Haiti and Sam Sharpe: The Self-Emancipation of Africans on the Plantation


This Holiday season marks the anniversary of two significant events in Caribbean and African Diaspora history; the revolt of Sam Sharpe in Jamaica which began on December 25, 1831 and the independence of Haiti which was declared on January 1, 1804. Why these events are of historical relevance to people of African descent is that they represent the struggle for freedom on the part of enslaved Africans. Very often the historical narratives of slavery that are presented neglect the African role in liberating themselves from the chains of slavery.

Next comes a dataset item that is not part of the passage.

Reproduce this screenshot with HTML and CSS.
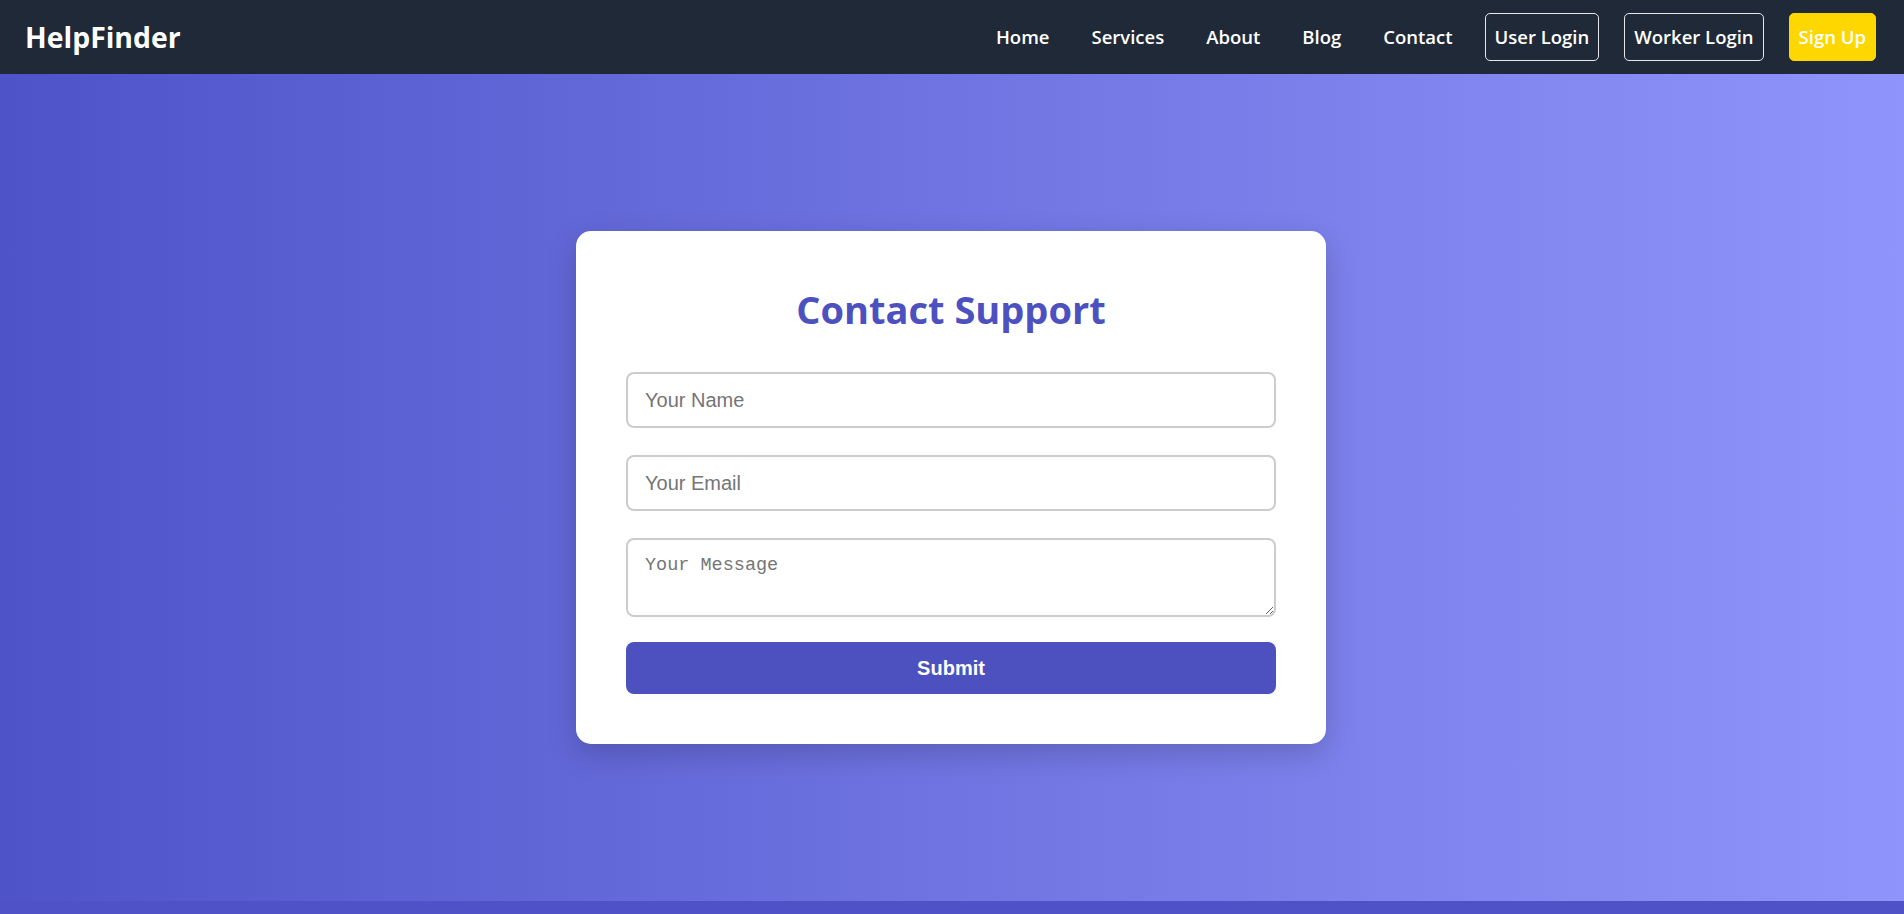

This is a topic that is of personal interest for me since my experience of learning about slavery in high school gave me the impression that, with the exception of a few instances of resistance against slavery, Africans only achieved their freedom due to the good will of white people. I was given the story of Abraham Lincoln the great Emancipation, knowing relatively little of the roles that former slaves such as Frederick Douglas and Harriet Tubman played in the abolition of slavery in the United States and Martin Delany, who is often dubbed the Father of Black Nationalism, was never mentioned at all in class. The discussion on the abolition of slavery in the Caribbean was even shallower. This merely consisted of watching a biopic on William Wilberforce and of course there was nothing said in class about the role that the abolitionist Olaudah Equiano played in abolishing slavery in the British West Indies.

The Guyanese writer and political activist Eusi Kwayana once explained, "There is no emancipation that is not self-emancipation." The Africans that were enslaved on the plantations of the Americas understood this well. They rose up and fought for their own emancipation. The Haitian Revolution, which began on 1794, resulted in the liberation of the Haitian people from their French slavers. Afterwards Haiti became a symbol of freedom in the eyes of many enslaved African people throughout the Americas. Julien Fedon, a mixed race man who led a revolt against slavery of his own in Grenada, is said to have stated that his goal was to make Grenada into a black republic like Haiti. Denmark Vesey, who organized a failed plot in South Carolina, was also inspired by the revolt in Haiti.

The uprising that was led by Sam Sharpe was not an immediate success. Unlike the Haitian revolt, Sharpe's uprising was meant to be a non-violent one. Sharpe's plan was that the slaves in Jamaica would go on strike. They would refuse to work the plantations until they were given their freedom from slavery and given a wage for their labor. These plans went awry as some of the slaves resorted to violence, which was not Sharpe's original intent. This forced the colonial government to suppress Share's strike using violent force. Despite expressing regret that his revolt resulted in the loss of life, Sharpe was unapologetic about demanding the freedom of his people.

Although the uprising failed and Sharpe was executed, the revolt caused the British to abolish slavery much earlier than they had originally intended to do. Sharpe's revolt was the largest of a series of slave revolts that occurred in the British West Indies throughout the 1800s. This included an 1816 revolt led by Bussa in Barbados, an 1823 revolt in British Guiana led by Jack Gladstone, and an insurrection in 1831 by slaves in Antigua. The Trinidadian historian Eric Williams noted that by 1833 the British government only had two alternatives when it came to slavery in the Caribbean, "emancipation from above, or emancipation from below." Rather than risking a repeat of the Haitian Revolution, the British opted for emancipation from above. Many of the British abolitionists, including Wilberforce, favored a gradual approach to emancipation which the slaves themselves demonstrated little patience for.

People often think of history as past events with little or no relevance to the present day, but one of the ways in which history impacts us is in how we perceive ourselves. For this reason it is important for people of African descent to recognize that the abolition of slavery was not something that our ancestors played a passive role in. Anti-slavery propaganda included the image of a shackled African on one knee pleading. Included in the image is the phrase, "Am I not a man and a brother." This was meant to invoke the image of a suffering and helpless slave, begging for freedom. Sam Sharpe and the leaders of the Haitian Revolution stand as reminders that African people did not beg for freedom. They actively fought for their freedom and they eventually won that freedom.